Introduction/Background

Adults with chest pain presenting to an emergency department are high-risk and high-volume. A methodology which gathers practicing physicians together to review evidence and share practice experience to formulate a written algorithm with key decision points and measures is discussed with implementation, based on change management principles, and results.

Methods

A methodology was followed to “establish the standard-of-care”. Literature and data were reviewed, a written consensus algorithm was designed with ability to track adherence and deviations. We performed a before and after analysis of a performance improvement intervention in adult patients with undifferentiated chest pain in our nine-campus hospital system in Florida between January 1st, 2014 and December 31st, 2018.

Results

A total of 200,691 patients were identified as adults with chest pain and the algorithm was used.

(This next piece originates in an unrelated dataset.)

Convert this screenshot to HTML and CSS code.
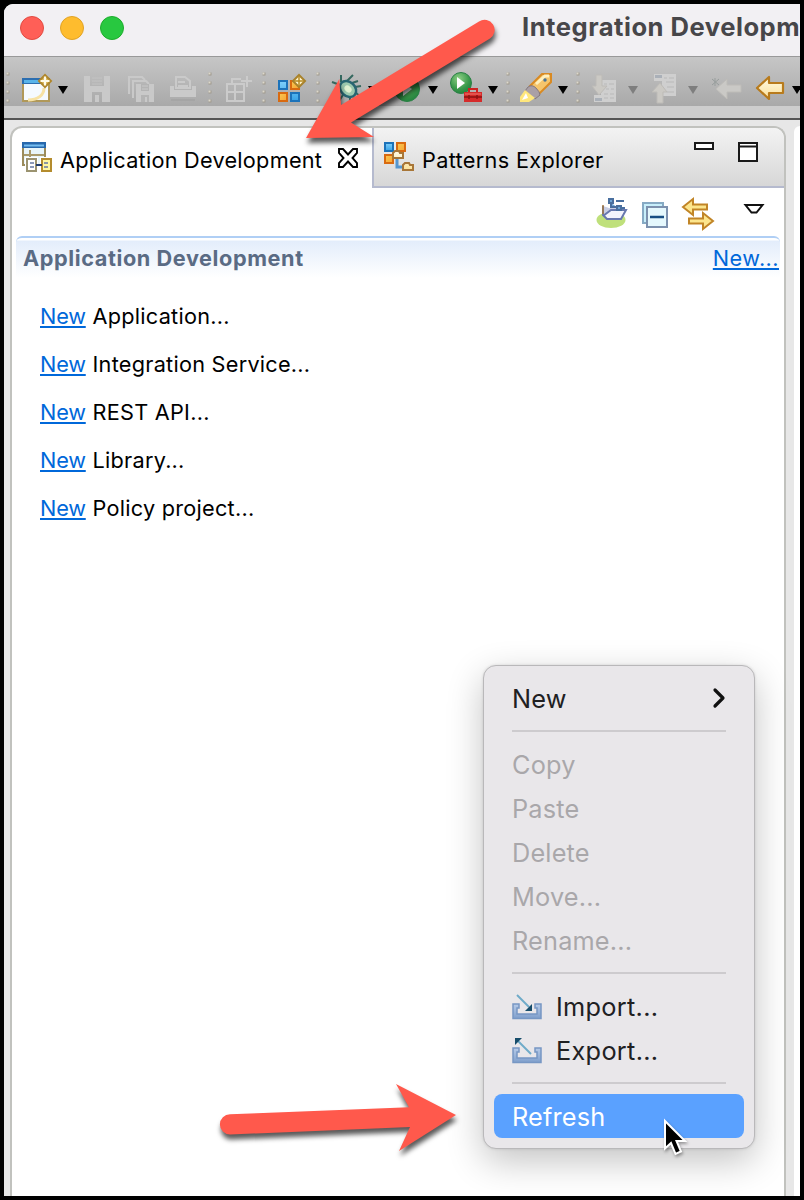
FILE: index.html
```html
<!DOCTYPE html>
<html lang="en">
<head>
<meta charset="utf-8">
<title>Integration Development</title>
<link rel="stylesheet" href="styles.css">
</head>
<body>
<svg width="0" height="0" class="defs">
  <defs>
    <linearGradient id="blue" x1="0" y1="0" x2="0" y2="1"><stop offset="0" stop-color="#7fd0fa"/><stop offset="1" stop-color="#36a2e6"/></linearGradient>
    <linearGradient id="orange" x1="0" y1="0" x2="1" y2="1"><stop offset="0" stop-color="#fbe36a"/><stop offset="1" stop-color="#f58a1c"/></linearGradient>
    <linearGradient id="cream" x1="0" y1="0" x2="0" y2="1"><stop offset="0" stop-color="#fffbe6"/><stop offset="1" stop-color="#fbe098"/></linearGradient>
    <radialGradient id="green" cx=".4" cy=".3" r=".8"><stop offset="0" stop-color="#8fcf86"/><stop offset=".6" stop-color="#3a9a4b"/><stop offset="1" stop-color="#1e7a3a"/></radialGradient>
    <linearGradient id="tray" x1="0" y1="0" x2="0" y2="1"><stop offset="0" stop-color="#b7cbe8"/><stop offset="1" stop-color="#7f9fcc"/></linearGradient>
    <g id="grip" fill="#a09a8e"><path d="M6.500 72.500h3v3h-3zM6.500 81.500h3v3h-3zM6.500 90.500h3v3h-3zM6.500 99.500h3v3h-3z"/><path d="M6.500 72.500h2v2h-2zM6.500 81.500h2v2h-2zM6.500 90.500h2v2h-2zM6.500 99.500h2v2h-2z" fill="#dcd8cc"/></g>
    <path id="drop" d="M58 86h10l-5 8z"/>
    <path id="spark" d="M0-6L3-3 6 0 3 3 0 6-3 3-6 0-3-3z"/>
    <path id="floppy" fill-rule="evenodd" d="M84 76h26v26H84zM90 76v10h14V76zM92 92v10h3v-7h4v7h3V92z"/>
  </defs>
</svg>
<main class="window">
  <header class="titlebar">
    <span class="light red"></span><span class="light amber"></span><span class="light lime"></span>
    <h1>Integration Developm</h1>
  </header>
  <nav class="toolbar">
    <svg width="8" viewBox="4 57 8 49"><use href="#grip"/></svg>
    <svg width="60" viewBox="12 57 60 49">
      <path d="M23 79h26v22H23z" fill="#f5faff" stroke="#b09858" stroke-width="2"/><path d="M22 78h28v6H22z" fill="#2c6eb0"/><path d="M24 80h22v3H24z" fill="#58b4ea"/>
      <path d="M28 100c10 0 16-5 16-12" fill="none" stroke="#f7e2a4" stroke-width="3"/>
      <use href="#spark" x="45" y="81" fill="#d9b75c" stroke="#b0862a" stroke-width="2"/><path d="M45 76.500v9M40.500 81h9" stroke="#fffbe8" stroke-width="2.200"/>
      <use href="#drop"/>
    </svg>
    <svg width="46" viewBox="72 57 46 49"><use href="#floppy" fill="#c9c9c9"/><path d="M92 78h10M92 81h10M92 84h10" stroke="#c3c3c3"/></svg>
    <svg width="44" viewBox="118 57 44 49" fill="none" stroke="#c9c9c9" stroke-width="2"><path d="M129 94V77h13l3 3M133 98V81h13l3 3"/><path d="M137 85h16v16h-16z" fill="#c9c9c9" stroke="none"/><path d="M136 84h18v18h-18z" fill="#c9c9c9" stroke="none"/><path d="M141 84h8v7h-8zM141 102v-7h8v7h-2v-5h-2v5z" fill="#b4b4b4" stroke="none"/><path d="M142 86h6M142 89h6" stroke-width="1"/></svg>
    <svg width="40" viewBox="162 57 40 49" fill="#cacaca"><path d="M170 86h4v4h18v-4h4v11h-26z"/><path d="M176 77h9l5 4v7h-14z" fill="none" stroke="#cacaca" stroke-width="2"/><path d="M178 82h7M178 86h10" stroke="#cacaca" stroke-width="2"/><path d="M171 100h24" stroke="#a5a5a5" stroke-width="2"/></svg>
    <svg width="16" viewBox="0 57 16 49"><use href="#grip"/></svg>
    <svg width="40" viewBox="218 57 40 49" fill="none" stroke="#cbcbcb" stroke-width="2"><path d="M227 84h17v17h-17zM235 84v17M227 92h17M232 83v-4h9M247 76v11M241 81h11"/></svg>
    <svg width="12" viewBox="2 57 12 49"><use href="#grip"/></svg>
    <svg width="42" viewBox="270 57 42 49">
      <g stroke-width="2"><path d="M279 81h8v8h-8zM291 93h8v8h-8z" fill="url(#blue)" stroke="#1c73ba"/><path d="M279 93h8v8h-8zM291 81h8v8h-8z" fill="url(#orange)" stroke="#d96a10"/></g>
      <use href="#spark" x="299" y="81" fill="#fff6cf" stroke="#a8822c" stroke-width="2"/><path d="M299 76v10M294 81h10" stroke="#b78b25" stroke-width="1.500"/>
    </svg>
    <svg width="12" viewBox="2 57 12 49"><use href="#grip"/></svg>
    <svg width="60" viewBox="324 57 60 49">
      <path d="M340 85l-8-3M341 90l-7 1M343 95l-4 6M350 97v7M347 81l6-6M352 83l6-2M355 87l6-1M356 93l5 4M341 82v-7M354 97l3 5" fill="none" stroke="#35685f" stroke-width="2"/>
      <ellipse cx="348" cy="89" rx="9" ry="7" transform="rotate(42 348 89)" fill="#9cc9ae" stroke="#286572" stroke-width="2.500"/><ellipse cx="348" cy="89" rx="4" ry="3" transform="rotate(42 348 89)" fill="#dff0d0"/>
      <use href="#drop" x="310"/>
    </svg>
    <svg width="58" viewBox="384 57 58 49"><circle cx="407" cy="89" r="12.500" fill="url(#green)" stroke="#2a8146"/><path d="M403 82v14l9-7z" fill="#fff"/><use href="#drop" x="370"/></svg>
    <svg width="60" viewBox="442 57 60 49">
      <circle cx="461" cy="83" r="10.500" fill="url(#green)" stroke="#2a8146"/><path d="M457 77v12l8-6z" fill="#fff"/>
      <path d="M469 93v-4h8v4" fill="none" stroke="#cc2222" stroke-width="2"/><path d="M464 92h18v10h-18z" fill="#d52b2b"/><path d="M464 97h18M469 95v4M477 95v4" stroke="#8c1111" stroke-width="1.500"/><path d="M465 94h16" stroke="#f07a70"/>
      <use href="#drop" x="430"/>
    </svg>
    <svg width="12" viewBox="2 57 12 49"><use href="#grip"/></svg>
    <svg width="58" viewBox="514 57 58 49">
      <path d="M530 86l12-12h9v8l-12 12z" fill="#f5c56c" stroke="#d98a22" stroke-width="2"/><path d="M536 84l9-8h4" fill="none" stroke="#fff0bd" stroke-width="3"/><circle cx="545" cy="80" r="1.700" fill="#4a7396"/>
      <path d="M528 87q4-3 8 1t4 7l-5 4-10-8z" fill="#aaa0a6" stroke="#84777c"/><path d="M525 90l-5 7v5h9l6-4z" fill="#ffe77c"/><path d="M526 93l-4 7 6-2z" fill="#fff"/>
      <use href="#drop" x="500"/>
    </svg>
    <svg width="12" viewBox="2 57 12 49"><use href="#grip"/></svg>
    <svg width="58" viewBox="584 57 58 49"><path d="M601 80h15v22h-22v-7h7z" fill="#cfcfcf"/><path d="M604 84h3M609 84h5M606 89h3M611 89h3M604 94h4M610 94h4M604 98h4M610 98h4" stroke="#b9b9b9"/><path d="M596 75h6v11h5l-8 9-7-9h4z" fill="#cbc9c4" stroke="#bdbbb7"/><path d="M595 98h7v3h-7z" fill="#aab0b8"/><use href="#drop" x="570" fill="#7e7e7e"/></svg>
    <svg width="60" viewBox="642 57 60 49"><path d="M654 74h22v22h-14V81h-8z" fill="#cfcfcf"/><path d="M664 78h3M669 78h5M666 82h8M667 87h7M667 92h7" stroke="#b9b9b9"/><path d="M657 103V92h-5l8-9 7 9h-4v11z" fill="#cbc9c4" stroke="#bdbbb7"/><path d="M655 75h7v3h-7z" fill="#aab0b8"/><use href="#drop" x="630" fill="#7e7e7e"/></svg>
    <svg width="46" viewBox="702 57 46 49"><path d="M716 89l11-10v6h14v7h-14v7z" fill="#cac9c6" stroke="#bebcb8"/><path d="M712 79l7 6M719 79l-7 6M715 78v8" stroke="#979d9c"/></svg>
    <svg width="52" viewBox="748 57 52 49"><path d="M757 88l12-11v6h14v10h-14v6z" fill="url(#cream)" stroke="#b87b1c" stroke-width="2.200" stroke-linejoin="round"/><use href="#drop" x="734"/></svg>
  </nav>
  <div class="toolbar-foot"></div>
  <div class="workbench">
    <section class="panel">
      <div class="tabs">
        <div class="tab active">
          <svg width="32" height="32" viewBox="21 141 32 32">
            <path d="M23 145h22v20H23z" fill="#e8f5f9" stroke="#9c8c5b" stroke-width="2"/><path d="M30 150v10M24 155h20" stroke="#a99a6a" stroke-width="2"/><path d="M22 142h24v6H22z" fill="#2868ac"/><path d="M24 144.500h20v2H24z" fill="#75bdf0"/>
            <path d="M25 157h13v16H25zM40 157h13v16H40z" fill="#fff"/><path d="M27 159h9v12h-9z" fill="#fff" stroke="#9b9370" stroke-width="2"/><path d="M42 159h9v12h-9z" fill="#fff6a0" stroke="#b48c2e" stroke-width="2"/><path d="M30 163h4M30 167h4M44 163h4M44 167h4" stroke="#6678a2" stroke-width="1.500"/><path d="M36 165h6" stroke="#243e70" stroke-width="2"/>
          </svg>
          <span class="tab-a">Application Development</span>
          <svg class="close" width="22" height="22" viewBox="337 147 22 22"><path d="M339 149h4l5 5.500 5-5.500h4v4l-4.500 5 4.500 5v4h-4l-5-5.500-5 5.500h-4v-4l4.500-5-4.500-5z" fill="#fff" stroke="#000" stroke-width="1.900"/></svg>
        </div>
        <div class="tab idle">
          <svg width="32" height="32" viewBox="383 141 32 32">
            <path d="M397 158v9h8" fill="none" stroke="#5596cf" stroke-width="3"/>
            <g stroke-width="2"><path d="M385 143h8v8h-8z" fill="url(#blue)" stroke="#1c73ba"/><path d="M397 143h8v8h-8zM385 155h8v8h-8z" fill="url(#orange)" stroke="#d96a10"/></g>
            <g fill="url(#cream)" stroke="#a87638" stroke-width="2"><path d="M393 158v-5l2-2h4l1 2h3v5zM403 170v-5l2-2h4l1 2h3v5z"/></g>
          </svg>
          <span class="tab-b">Patterns Explorer</span>
          <svg class="winbtns" width="66" height="24" viewBox="693 140 66 24" fill="#fff" stroke="#1a1a1a" stroke-width="2"><path d="M695 143h18v6h-18zM739 143h18v18h-18z"/><path d="M739 146.500h18"/></svg>
        </div>
      </div>
      <div class="viewbar">
        <svg width="180" height="40" viewBox="590 192 180 40">
          <ellipse cx="611" cy="220" rx="14.500" ry="8" fill="#bfe07b"/><path d="M603 206v9l3 4h14l5-7-4-4h-12z" fill="#c8cee5"/><path d="M603 206v9l4 4h14l5-9h-15l-8 6" fill="#f3f4fc" stroke="#6878ae" stroke-width="2"/><path d="M603 205v9" stroke="#a57840" stroke-width="1.500"/><path d="M609 199h4v4h-4zM617 206h4v4h-4zM611 203v4h6M616 201h8M621 208h4" fill="#6fa5d7" stroke="#496f9f" stroke-width="2"/>
          <path d="M643 203h20v20h-20z" fill="#c8effb" stroke="#86aac4" stroke-width="2"/><path d="M647 207h20v20h-20z" fill="#e5f8fd" stroke="#7c91ae" stroke-width="2"/><path d="M650 217h14" stroke="#174e83" stroke-width="2.500"/>
          <g fill="#fce58c" stroke="#c18527" stroke-width="2"><path d="M683 207l10-8v5.500h14v5h-14v5.500zM713 221l-10-8v5.500h-14v5h14v5.500z"/></g>
          <path d="M745.500 205h17l-6 7.500h-5z" fill="#fff" stroke="#111" stroke-width="2"/>
        </svg>
      </div>
      <div class="formhead"><h2>Application Development</h2><a>New...</a></div>
      <ul class="links">
        <li><a>New</a><span>Application...</span></li>
        <li><a>New</a><span>Integration Service...</span></li>
        <li><a>New</a><span>REST API...</span></li>
        <li><a>New</a><span>Library...</span></li>
        <li><a>New</a><span>Policy project...</span></li>
      </ul>
    </section>
    <aside class="editor"></aside>
  </div>
</main>

<div class="menu">
  <div class="item"><span>New</span><svg width="16" height="22" viewBox="0 0 16 22"><path d="M5 3l8 8-8 8" fill="none" stroke="#111" stroke-width="3.200" stroke-linecap="round" stroke-linejoin="round"/></svg></div>
  <hr>
  <div class="item off">Copy</div>
  <div class="item off">Paste</div>
  <div class="item off">Delete</div>
  <div class="item off">Move...</div>
  <div class="item off">Rename...</div>
  <hr>
  <div class="item icon"><svg width="30" height="28" viewBox="512 993 30 28"><path d="M513 1005h6v4h-2v6h20v-6h-2v-4h6v14.500h-28z" fill="url(#tray)" stroke="#7797c4" stroke-width="1.500"/><path d="M517 996l12 12" stroke="#6fabc9" stroke-width="2"/><path d="M532 1005v7h-7z" fill="#174d6b"/></svg><span>Import...</span></div>
  <div class="item icon"><svg width="30" height="28" viewBox="512 1037 30 28"><path d="M513 1049h6v4h-2v6h20v-6h-2v-4h6v14.500h-28z" fill="url(#tray)" stroke="#7797c4" stroke-width="1.500"/><path d="M518 1042l13 13" stroke="#6fabc9" stroke-width="2"/><path d="M515 1039h7l-7 7z" fill="#174d6b"/></svg><span>Export...</span></div>
  <hr>
  <div class="item hot">Refresh</div>
</div>

<svg class="marks" width="804" height="1200" viewBox="0 0 804 1200">
  <g class="arrow">
    <path d="M306 138L339.300 79 341 105 479 21.400A10 10 0 0 1 490 38.500L351 122.500 374 137z"/>
    <path d="M230 1114.300L409 1107.300 396 1084 456 1115 399 1151 410 1127 230 1134.500A10 10 0 0 1 230 1114.300z"/>
  </g>
  <path class="pointer" d="M665 1121v27.500l6-5.500 4.500 11 5.500-2.500-4.500-10.500h8.500z"/>
</svg>
</body>
</html>
```

FILE: styles.css
```css
* { box-sizing: border-box; }
body {
  margin: 0;
  width: 804px;
  height: 1200px;
  overflow: hidden;
  background: #000;
  font-family: Inter, "Liberation Sans", sans-serif;
  font-size: 21.700px;
  letter-spacing: .25px;
  color: #000;
}
.defs { position: absolute; }
.window {
  margin: 4px;
  width: 796px;
  height: 1192px;
  display: flex;
  flex-direction: column;
  overflow: hidden;
  border-top-left-radius: 9px;
  background: #e7e7e7;
}
.titlebar {
  flex: none;
  height: 52px;
  display: flex;
  align-items: center;
  gap: 16px;
  padding: 0 0 4px 16px;
  background: #f2f0f3;
}
.light { flex: none; width: 24px; height: 24px; border-radius: 50%; border: 1px solid; }
.red { background: #ff5f57; border-color: #e24b41; }
.amber { background: #febc2e; border-color: #e1a325; }
.lime { background: #28c840; border-color: #1dad2b; }
.titlebar h1 {
  margin: -2px 0 0 382px;
  font-size: 25.600px;
  font-weight: 700;
  letter-spacing: .5px;
  line-height: 40px;
  white-space: nowrap;
  color: #474649;
}
.toolbar {
  flex: none;
  height: 50px;
  display: flex;
  border-top: 1px solid #999;
  background: linear-gradient(#c6c6c6, #a9a9a9);
}
.toolbar svg { flex: none; height: 49px; display: block; }
.toolbar-foot { flex: none; height: 14px; background: #cdcdcd; border-bottom: 2px solid #555; }
.workbench { flex: 1; display: flex; gap: 8px; padding: 6px 0 0 6px; }
.panel {
  flex: none;
  width: 776px;
  border: 2px solid #c1c2be;
  border-bottom: 0;
  border-radius: 12px 12px 0 0;
  background: #fff;
  overflow: hidden;
}
.editor { flex: 1; background: #fff; border-top-left-radius: 10px; }
.tabs { height: 60px; display: flex; }
.tab { display: flex; align-items: center; white-space: nowrap; }
.active { width: 360px; padding: 0 0 0 9px; }
.active > svg:first-child { margin-bottom: 2px; }
.tab-a { margin: 3px 0 0 7px; width: 262px; }
.close { margin: 0 0 0 15px; }
.idle {
  flex: 1;
  padding-left: 9px;
  border-left: 2px solid #b5bace;
  border-bottom: 2px solid #b5bace;
  background: linear-gradient(#f3f3f3, #d7d7d7);
}
.tab-b { margin: 5px 0 0 7px; letter-spacing: .33px; }
.winbtns { margin: 0 25px 10px auto; }
.viewbar { height: 48px; display: flex; justify-content: flex-end; align-items: center; padding-right: 14px; }
.formhead {
  height: 42px;
  margin: 0 4px;
  padding: 0 1px 0 8px;
  display: flex;
  justify-content: space-between;
  align-items: center;
  border-top: 2px solid #b0cff5;
  border-radius: 6px 6px 0 0;
  background: linear-gradient(#fff 2px, #e3edfb 3px, #fff);
}
.formhead h2 { margin: 0 0 0 -1px; font-size: 21.700px; font-weight: 700; letter-spacing: .58px; color: #5a6b84; }
.formhead a { letter-spacing: .45px; }
a { color: #0068da; text-decoration: underline; text-decoration-thickness: 2px; text-underline-offset: 2px; text-decoration-skip-ink: none; }
.links { list-style: none; margin: 0; padding: 14px 0 0 28px; }
.links li { height: 48px; display: flex; align-items: center; gap: 8px; }
.links a { width: 44.500px; letter-spacing: -.2px; }

.menu {
  position: absolute;
  left: 483px;
  top: 665px;
  width: 272px;
  height: 484px;
  padding: 10px;
  border: 1px solid #b9b8ba;
  border-radius: 13px;
  background: #e9e7ea;
  box-shadow: 0 12px 36px rgba(0, 0, 0, .24), 0 0 3px rgba(0, 0, 0, .12);
  font-size: 25.300px;
  letter-spacing: .18px;
  color: #202022;
}
.item { height: 44px; padding: 0 18px; display: flex; align-items: center; }
.item > svg { margin-left: auto; }
.item.off { color: #a9a7aa; }
.item.icon { gap: 14px; letter-spacing: .3px; }
.item.icon > svg { margin: 0; }
.item.hot { border-radius: 8px; background: #5aa1ff; color: #fff; }
.menu hr { height: 2px; margin: 10px 18px; border: 0; background: #cdcbce; }

.marks { position: absolute; left: 0; top: 0; pointer-events: none; }
.arrow { fill: #ff594c; filter: drop-shadow(1px 5px 2.500px rgba(0, 0, 0, .65)); }
.pointer { fill: #000; stroke: #fff; stroke-width: 2; filter: drop-shadow(1px 2px 1.500px rgba(0, 0, 0, .35)); }
```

A dramatic change in the disposition decision rate was noted. When the ‘Baseline-Year’ was compared with the ‘Performance-Year’, chest pain patients discharged from the ED increased by 99%, those going to the ‘Observation’ status decreased by 20%, and inpatient admissions decreased by 63% (p < 0.0001) All patients were tracked for 30-days for major adverse cardiac event (MACE) or return to the ED within the same system. If the s emergency physicians had not changed their practice/behavior and the Baseline-Year decision rate during the entire Performance-Year was unchanged, then 4563 more patients would have gone to Observation and 7986 patients to Inpatient. The opportunity costs avoided would be approximately $31million (US$.

Conclusions

For successful clinical transformation through change management, we learned: select strategic topics, get active physicians together, write a consensus algorithm with freedom to deviate, identify and remove barriers, communicate vision, pilot with feedback, implement, sustain by “hard wiring” into the electronic medical record and measure outputs.